TASK OBJECTIVE: Leave out the pictures and reproduce all of the data exactly.

PROVIDED MATERIAL:
####################

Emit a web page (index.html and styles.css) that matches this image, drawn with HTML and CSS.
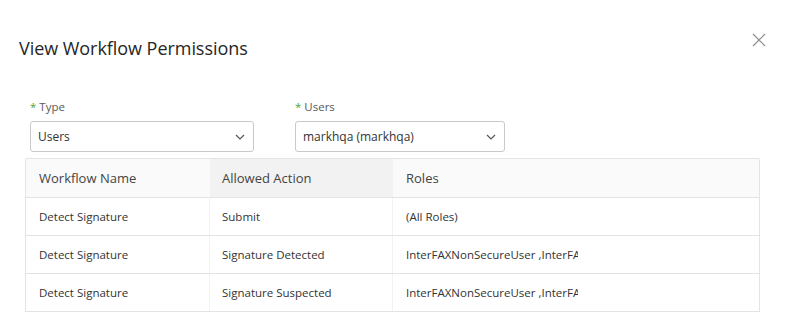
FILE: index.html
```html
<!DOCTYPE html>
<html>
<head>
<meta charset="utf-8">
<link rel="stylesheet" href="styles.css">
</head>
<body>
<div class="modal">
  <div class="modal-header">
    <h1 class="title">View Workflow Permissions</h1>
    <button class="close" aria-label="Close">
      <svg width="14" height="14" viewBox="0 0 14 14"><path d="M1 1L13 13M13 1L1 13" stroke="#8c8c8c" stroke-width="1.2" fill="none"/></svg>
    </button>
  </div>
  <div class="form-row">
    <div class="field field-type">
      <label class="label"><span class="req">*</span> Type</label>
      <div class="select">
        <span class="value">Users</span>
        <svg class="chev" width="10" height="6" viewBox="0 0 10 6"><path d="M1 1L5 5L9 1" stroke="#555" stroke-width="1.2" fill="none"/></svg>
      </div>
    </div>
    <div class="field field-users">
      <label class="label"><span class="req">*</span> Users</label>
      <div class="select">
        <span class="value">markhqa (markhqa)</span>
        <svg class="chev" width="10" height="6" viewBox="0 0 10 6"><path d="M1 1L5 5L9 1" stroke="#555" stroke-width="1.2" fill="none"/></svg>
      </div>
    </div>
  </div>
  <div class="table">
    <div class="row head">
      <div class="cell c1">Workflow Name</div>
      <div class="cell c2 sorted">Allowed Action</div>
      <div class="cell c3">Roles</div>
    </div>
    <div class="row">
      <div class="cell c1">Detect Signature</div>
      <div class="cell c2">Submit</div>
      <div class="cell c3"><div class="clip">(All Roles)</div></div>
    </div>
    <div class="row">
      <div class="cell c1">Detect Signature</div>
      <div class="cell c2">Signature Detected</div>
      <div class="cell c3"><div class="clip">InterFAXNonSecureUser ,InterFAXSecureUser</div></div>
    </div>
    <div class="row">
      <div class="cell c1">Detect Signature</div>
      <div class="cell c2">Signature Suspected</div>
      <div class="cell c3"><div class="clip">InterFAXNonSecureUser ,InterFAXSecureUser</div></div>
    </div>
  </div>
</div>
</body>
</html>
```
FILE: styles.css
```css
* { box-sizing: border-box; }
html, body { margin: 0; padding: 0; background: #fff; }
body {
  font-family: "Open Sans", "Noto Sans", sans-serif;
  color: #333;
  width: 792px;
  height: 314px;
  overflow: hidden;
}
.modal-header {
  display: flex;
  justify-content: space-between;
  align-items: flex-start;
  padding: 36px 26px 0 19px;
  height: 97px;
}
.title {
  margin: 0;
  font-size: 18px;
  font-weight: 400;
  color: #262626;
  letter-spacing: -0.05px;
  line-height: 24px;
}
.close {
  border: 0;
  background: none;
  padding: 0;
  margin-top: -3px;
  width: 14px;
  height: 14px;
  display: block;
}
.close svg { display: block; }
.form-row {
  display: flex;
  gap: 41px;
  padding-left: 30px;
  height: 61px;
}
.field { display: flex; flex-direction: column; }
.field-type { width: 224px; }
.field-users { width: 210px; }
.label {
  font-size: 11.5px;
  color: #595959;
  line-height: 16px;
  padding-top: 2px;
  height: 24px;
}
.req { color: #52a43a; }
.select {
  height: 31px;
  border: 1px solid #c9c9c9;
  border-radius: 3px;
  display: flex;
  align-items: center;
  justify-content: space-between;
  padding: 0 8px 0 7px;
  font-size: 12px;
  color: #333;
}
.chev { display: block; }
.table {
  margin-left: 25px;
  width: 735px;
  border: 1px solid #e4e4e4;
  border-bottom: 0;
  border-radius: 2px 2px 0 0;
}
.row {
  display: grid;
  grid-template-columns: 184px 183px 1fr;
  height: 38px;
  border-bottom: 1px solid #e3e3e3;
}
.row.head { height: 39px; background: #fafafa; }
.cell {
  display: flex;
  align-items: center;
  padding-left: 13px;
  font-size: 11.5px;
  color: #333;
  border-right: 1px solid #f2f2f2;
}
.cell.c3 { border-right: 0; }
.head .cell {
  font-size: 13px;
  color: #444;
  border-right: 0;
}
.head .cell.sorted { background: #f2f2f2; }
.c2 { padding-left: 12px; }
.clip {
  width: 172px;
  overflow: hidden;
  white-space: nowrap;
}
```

####################

ANSWER TO THE PROBLEM:
Emit a web page (index.html and styles.css) that matches this image, drawn with HTML and CSS.
FILE: index.html
```html
<!DOCTYPE html>
<html>
<head>
<meta charset="utf-8">
<link rel="stylesheet" href="styles.css">
</head>
<body>
<div class="modal">
  <div class="modal-header">
    <h1 class="title">View Workflow Permissions</h1>
    <button class="close" aria-label="Close">
      <svg width="14" height="14" viewBox="0 0 14 14"><path d="M1 1L13 13M13 1L1 13" stroke="#8c8c8c" stroke-width="1.2" fill="none"/></svg>
    </button>
  </div>
  <div class="form-row">
    <div class="field field-type">
      <label class="label"><span class="req">*</span> Type</label>
      <div class="select">
        <span class="value">Users</span>
        <svg class="chev" width="10" height="6" viewBox="0 0 10 6"><path d="M1 1L5 5L9 1" stroke="#555" stroke-width="1.2" fill="none"/></svg>
      </div>
    </div>
    <div class="field field-users">
      <label class="label"><span class="req">*</span> Users</label>
      <div class="select">
        <span class="value">markhqa (markhqa)</span>
        <svg class="chev" width="10" height="6" viewBox="0 0 10 6"><path d="M1 1L5 5L9 1" stroke="#555" stroke-width="1.2" fill="none"/></svg>
      </div>
    </div>
  </div>
  <div class="table">
    <div class="row head">
      <div class="cell c1">Workflow Name</div>
      <div class="cell c2 sorted">Allowed Action</div>
      <div class="cell c3">Roles</div>
    </div>
    <div class="row">
      <div class="cell c1">Detect Signature</div>
      <div class="cell c2">Submit</div>
      <div class="cell c3"><div class="clip">(All Roles)</div></div>
    </div>
    <div class="row">
      <div class="cell c1">Detect Signature</div>
      <div class="cell c2">Signature Detected</div>
      <div class="cell c3"><div class="clip">InterFAXNonSecureUser ,InterFAXSecureUser</div></div>
    </div>
    <div class="row">
      <div class="cell c1">Detect Signature</div>
      <div class="cell c2">Signature Suspected</div>
      <div class="cell c3"><div class="clip">InterFAXNonSecureUser ,InterFAXSecureUser</div></div>
    </div>
  </div>
</div>
</body>
</html>
```
FILE: styles.css
```css
* { box-sizing: border-box; }
html, body { margin: 0; padding: 0; background: #fff; }
body {
  font-family: "Open Sans", "Noto Sans", sans-serif;
  color: #333;
  width: 792px;
  height: 314px;
  overflow: hidden;
}
.modal-header {
  display: flex;
  justify-content: space-between;
  align-items: flex-start;
  padding: 36px 26px 0 19px;
  height: 97px;
}
.title {
  margin: 0;
  font-size: 18px;
  font-weight: 400;
  color: #262626;
  letter-spacing: -0.05px;
  line-height: 24px;
}
.close {
  border: 0;
  background: none;
  padding: 0;
  margin-top: -3px;
  width: 14px;
  height: 14px;
  display: block;
}
.close svg { display: block; }
.form-row {
  display: flex;
  gap: 41px;
  padding-left: 30px;
  height: 61px;
}
.field { display: flex; flex-direction: column; }
.field-type { width: 224px; }
.field-users { width: 210px; }
.label {
  font-size: 11.5px;
  color: #595959;
  line-height: 16px;
  padding-top: 2px;
  height: 24px;
}
.req { color: #52a43a; }
.select {
  height: 31px;
  border: 1px solid #c9c9c9;
  border-radius: 3px;
  display: flex;
  align-items: center;
  justify-content: space-between;
  padding: 0 8px 0 7px;
  font-size: 12px;
  color: #333;
}
.chev { display: block; }
.table {
  margin-left: 25px;
  width: 735px;
  border: 1px solid #e4e4e4;
  border-bottom: 0;
  border-radius: 2px 2px 0 0;
}
.row {
  display: grid;
  grid-template-columns: 184px 183px 1fr;
  height: 38px;
  border-bottom: 1px solid #e3e3e3;
}
.row.head { height: 39px; background: #fafafa; }
.cell {
  display: flex;
  align-items: center;
  padding-left: 13px;
  font-size: 11.5px;
  color: #333;
  border-right: 1px solid #f2f2f2;
}
.cell.c3 { border-right: 0; }
.head .cell {
  font-size: 13px;
  color: #444;
  border-right: 0;
}
.head .cell.sorted { background: #f2f2f2; }
.c2 { padding-left: 12px; }
.clip {
  width: 172px;
  overflow: hidden;
  white-space: nowrap;
}
```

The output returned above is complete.